- WORK TO COMPLETE -
Restate the data word for word and leave the images out.

- DATASET EXTRACT -
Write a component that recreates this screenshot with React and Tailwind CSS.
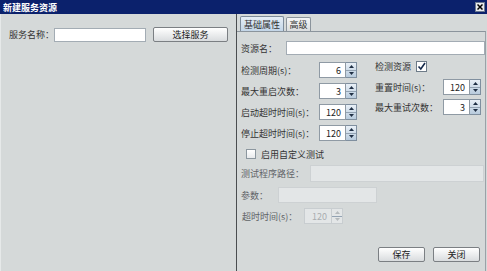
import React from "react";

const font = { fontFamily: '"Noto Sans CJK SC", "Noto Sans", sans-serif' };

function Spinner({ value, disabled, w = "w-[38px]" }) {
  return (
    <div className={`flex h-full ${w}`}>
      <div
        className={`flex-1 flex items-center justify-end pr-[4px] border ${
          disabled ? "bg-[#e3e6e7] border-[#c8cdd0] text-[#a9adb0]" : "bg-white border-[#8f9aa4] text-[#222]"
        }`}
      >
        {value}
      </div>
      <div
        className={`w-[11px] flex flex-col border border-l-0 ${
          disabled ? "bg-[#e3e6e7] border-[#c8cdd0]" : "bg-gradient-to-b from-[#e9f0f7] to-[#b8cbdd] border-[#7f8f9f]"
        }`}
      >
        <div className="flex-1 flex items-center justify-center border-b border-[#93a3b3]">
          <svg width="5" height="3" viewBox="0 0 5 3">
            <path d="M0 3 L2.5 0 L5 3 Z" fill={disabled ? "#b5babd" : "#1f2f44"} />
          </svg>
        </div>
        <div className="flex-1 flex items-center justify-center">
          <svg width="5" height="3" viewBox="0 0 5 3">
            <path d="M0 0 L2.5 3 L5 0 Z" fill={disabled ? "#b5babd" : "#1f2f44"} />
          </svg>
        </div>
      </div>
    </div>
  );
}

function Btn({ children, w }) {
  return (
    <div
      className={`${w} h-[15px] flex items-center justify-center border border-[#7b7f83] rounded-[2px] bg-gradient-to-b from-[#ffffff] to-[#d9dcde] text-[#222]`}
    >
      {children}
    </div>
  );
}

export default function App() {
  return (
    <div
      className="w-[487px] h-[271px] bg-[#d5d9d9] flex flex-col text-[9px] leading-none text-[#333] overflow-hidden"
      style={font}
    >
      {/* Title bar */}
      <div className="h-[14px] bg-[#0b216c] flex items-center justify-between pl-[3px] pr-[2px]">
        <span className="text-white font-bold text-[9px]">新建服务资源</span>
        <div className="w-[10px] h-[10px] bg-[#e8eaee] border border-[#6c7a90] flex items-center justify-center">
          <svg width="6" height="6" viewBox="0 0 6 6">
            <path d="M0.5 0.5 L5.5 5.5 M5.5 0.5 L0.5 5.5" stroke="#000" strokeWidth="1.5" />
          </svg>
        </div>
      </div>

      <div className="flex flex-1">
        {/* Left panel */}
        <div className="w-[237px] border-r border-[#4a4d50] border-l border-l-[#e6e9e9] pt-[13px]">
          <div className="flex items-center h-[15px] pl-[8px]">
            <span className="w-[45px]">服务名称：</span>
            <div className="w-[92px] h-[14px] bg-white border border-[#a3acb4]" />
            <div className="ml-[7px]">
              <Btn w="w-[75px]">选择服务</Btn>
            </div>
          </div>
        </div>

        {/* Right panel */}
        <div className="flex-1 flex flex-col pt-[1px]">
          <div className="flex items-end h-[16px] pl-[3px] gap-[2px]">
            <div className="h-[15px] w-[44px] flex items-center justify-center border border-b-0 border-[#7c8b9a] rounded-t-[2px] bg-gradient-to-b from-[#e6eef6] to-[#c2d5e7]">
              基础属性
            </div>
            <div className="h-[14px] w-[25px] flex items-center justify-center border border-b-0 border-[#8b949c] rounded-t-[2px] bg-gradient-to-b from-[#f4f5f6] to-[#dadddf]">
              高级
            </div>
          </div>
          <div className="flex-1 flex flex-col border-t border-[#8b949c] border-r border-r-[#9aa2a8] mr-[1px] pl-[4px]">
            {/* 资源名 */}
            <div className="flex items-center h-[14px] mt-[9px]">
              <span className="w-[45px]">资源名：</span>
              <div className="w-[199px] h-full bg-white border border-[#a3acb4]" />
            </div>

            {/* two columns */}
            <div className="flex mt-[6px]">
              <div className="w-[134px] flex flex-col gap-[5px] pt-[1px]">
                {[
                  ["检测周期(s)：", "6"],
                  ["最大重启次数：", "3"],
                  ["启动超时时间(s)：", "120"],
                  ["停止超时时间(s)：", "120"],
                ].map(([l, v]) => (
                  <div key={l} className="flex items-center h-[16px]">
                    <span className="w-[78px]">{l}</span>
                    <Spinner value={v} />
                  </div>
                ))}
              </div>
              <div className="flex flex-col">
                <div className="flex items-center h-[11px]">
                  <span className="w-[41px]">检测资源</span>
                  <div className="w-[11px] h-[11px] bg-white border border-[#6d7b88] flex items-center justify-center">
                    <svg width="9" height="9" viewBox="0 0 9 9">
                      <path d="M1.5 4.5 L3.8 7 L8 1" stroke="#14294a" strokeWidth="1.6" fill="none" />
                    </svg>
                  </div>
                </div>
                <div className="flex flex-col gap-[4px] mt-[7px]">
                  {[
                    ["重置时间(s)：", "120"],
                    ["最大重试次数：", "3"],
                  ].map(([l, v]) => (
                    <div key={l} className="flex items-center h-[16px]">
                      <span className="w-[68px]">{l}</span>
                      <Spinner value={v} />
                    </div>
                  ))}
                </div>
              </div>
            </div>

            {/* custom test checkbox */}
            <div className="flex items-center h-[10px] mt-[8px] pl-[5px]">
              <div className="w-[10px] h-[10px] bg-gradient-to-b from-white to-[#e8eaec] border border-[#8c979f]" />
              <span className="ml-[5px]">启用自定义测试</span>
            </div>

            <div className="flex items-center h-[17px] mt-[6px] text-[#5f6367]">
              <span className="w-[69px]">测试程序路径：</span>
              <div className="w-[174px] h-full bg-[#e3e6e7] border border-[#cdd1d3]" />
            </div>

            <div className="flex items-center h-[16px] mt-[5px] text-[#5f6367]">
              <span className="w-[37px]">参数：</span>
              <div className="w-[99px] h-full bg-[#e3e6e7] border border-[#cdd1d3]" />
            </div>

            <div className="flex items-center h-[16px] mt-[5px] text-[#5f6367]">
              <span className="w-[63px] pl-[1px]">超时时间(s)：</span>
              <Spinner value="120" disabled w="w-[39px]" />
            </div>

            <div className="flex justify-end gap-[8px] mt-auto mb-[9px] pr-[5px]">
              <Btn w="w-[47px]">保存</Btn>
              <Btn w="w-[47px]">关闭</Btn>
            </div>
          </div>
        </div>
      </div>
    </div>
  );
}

- SOLUTION TO THIS EXERCISE -
Write a component that recreates this screenshot with React and Tailwind CSS.
import React from "react";

const font = { fontFamily: '"Noto Sans CJK SC", "Noto Sans", sans-serif' };

function Spinner({ value, disabled, w = "w-[38px]" }) {
  return (
    <div className={`flex h-full ${w}`}>
      <div
        className={`flex-1 flex items-center justify-end pr-[4px] border ${
          disabled ? "bg-[#e3e6e7] border-[#c8cdd0] text-[#a9adb0]" : "bg-white border-[#8f9aa4] text-[#222]"
        }`}
      >
        {value}
      </div>
      <div
        className={`w-[11px] flex flex-col border border-l-0 ${
          disabled ? "bg-[#e3e6e7] border-[#c8cdd0]" : "bg-gradient-to-b from-[#e9f0f7] to-[#b8cbdd] border-[#7f8f9f]"
        }`}
      >
        <div className="flex-1 flex items-center justify-center border-b border-[#93a3b3]">
          <svg width="5" height="3" viewBox="0 0 5 3">
            <path d="M0 3 L2.5 0 L5 3 Z" fill={disabled ? "#b5babd" : "#1f2f44"} />
          </svg>
        </div>
        <div className="flex-1 flex items-center justify-center">
          <svg width="5" height="3" viewBox="0 0 5 3">
            <path d="M0 0 L2.5 3 L5 0 Z" fill={disabled ? "#b5babd" : "#1f2f44"} />
          </svg>
        </div>
      </div>
    </div>
  );
}

function Btn({ children, w }) {
  return (
    <div
      className={`${w} h-[15px] flex items-center justify-center border border-[#7b7f83] rounded-[2px] bg-gradient-to-b from-[#ffffff] to-[#d9dcde] text-[#222]`}
    >
      {children}
    </div>
  );
}

export default function App() {
  return (
    <div
      className="w-[487px] h-[271px] bg-[#d5d9d9] flex flex-col text-[9px] leading-none text-[#333] overflow-hidden"
      style={font}
    >
      {/* Title bar */}
      <div className="h-[14px] bg-[#0b216c] flex items-center justify-between pl-[3px] pr-[2px]">
        <span className="text-white font-bold text-[9px]">新建服务资源</span>
        <div className="w-[10px] h-[10px] bg-[#e8eaee] border border-[#6c7a90] flex items-center justify-center">
          <svg width="6" height="6" viewBox="0 0 6 6">
            <path d="M0.5 0.5 L5.5 5.5 M5.5 0.5 L0.5 5.5" stroke="#000" strokeWidth="1.5" />
          </svg>
        </div>
      </div>

      <div className="flex flex-1">
        {/* Left panel */}
        <div className="w-[237px] border-r border-[#4a4d50] border-l border-l-[#e6e9e9] pt-[13px]">
          <div className="flex items-center h-[15px] pl-[8px]">
            <span className="w-[45px]">服务名称：</span>
            <div className="w-[92px] h-[14px] bg-white border border-[#a3acb4]" />
            <div className="ml-[7px]">
              <Btn w="w-[75px]">选择服务</Btn>
            </div>
          </div>
        </div>

        {/* Right panel */}
        <div className="flex-1 flex flex-col pt-[1px]">
          <div className="flex items-end h-[16px] pl-[3px] gap-[2px]">
            <div className="h-[15px] w-[44px] flex items-center justify-center border border-b-0 border-[#7c8b9a] rounded-t-[2px] bg-gradient-to-b from-[#e6eef6] to-[#c2d5e7]">
              基础属性
            </div>
            <div className="h-[14px] w-[25px] flex items-center justify-center border border-b-0 border-[#8b949c] rounded-t-[2px] bg-gradient-to-b from-[#f4f5f6] to-[#dadddf]">
              高级
            </div>
          </div>
          <div className="flex-1 flex flex-col border-t border-[#8b949c] border-r border-r-[#9aa2a8] mr-[1px] pl-[4px]">
            {/* 资源名 */}
            <div className="flex items-center h-[14px] mt-[9px]">
              <span className="w-[45px]">资源名：</span>
              <div className="w-[199px] h-full bg-white border border-[#a3acb4]" />
            </div>

            {/* two columns */}
            <div className="flex mt-[6px]">
              <div className="w-[134px] flex flex-col gap-[5px] pt-[1px]">
                {[
                  ["检测周期(s)：", "6"],
                  ["最大重启次数：", "3"],
                  ["启动超时时间(s)：", "120"],
                  ["停止超时时间(s)：", "120"],
                ].map(([l, v]) => (
                  <div key={l} className="flex items-center h-[16px]">
                    <span className="w-[78px]">{l}</span>
                    <Spinner value={v} />
                  </div>
                ))}
              </div>
              <div className="flex flex-col">
                <div className="flex items-center h-[11px]">
                  <span className="w-[41px]">检测资源</span>
                  <div className="w-[11px] h-[11px] bg-white border border-[#6d7b88] flex items-center justify-center">
                    <svg width="9" height="9" viewBox="0 0 9 9">
                      <path d="M1.5 4.5 L3.8 7 L8 1" stroke="#14294a" strokeWidth="1.6" fill="none" />
                    </svg>
                  </div>
                </div>
                <div className="flex flex-col gap-[4px] mt-[7px]">
                  {[
                    ["重置时间(s)：", "120"],
                    ["最大重试次数：", "3"],
                  ].map(([l, v]) => (
                    <div key={l} className="flex items-center h-[16px]">
                      <span className="w-[68px]">{l}</span>
                      <Spinner value={v} />
                    </div>
                  ))}
                </div>
              </div>
            </div>

            {/* custom test checkbox */}
            <div className="flex items-center h-[10px] mt-[8px] pl-[5px]">
              <div className="w-[10px] h-[10px] bg-gradient-to-b from-white to-[#e8eaec] border border-[#8c979f]" />
              <span className="ml-[5px]">启用自定义测试</span>
            </div>

            <div className="flex items-center h-[17px] mt-[6px] text-[#5f6367]">
              <span className="w-[69px]">测试程序路径：</span>
              <div className="w-[174px] h-full bg-[#e3e6e7] border border-[#cdd1d3]" />
            </div>

            <div className="flex items-center h-[16px] mt-[5px] text-[#5f6367]">
              <span className="w-[37px]">参数：</span>
              <div className="w-[99px] h-full bg-[#e3e6e7] border border-[#cdd1d3]" />
            </div>

            <div className="flex items-center h-[16px] mt-[5px] text-[#5f6367]">
              <span className="w-[63px] pl-[1px]">超时时间(s)：</span>
              <Spinner value="120" disabled w="w-[39px]" />
            </div>

            <div className="flex justify-end gap-[8px] mt-auto mb-[9px] pr-[5px]">
              <Btn w="w-[47px]">保存</Btn>
              <Btn w="w-[47px]">关闭</Btn>
            </div>
          </div>
        </div>
      </div>
    </div>
  );
}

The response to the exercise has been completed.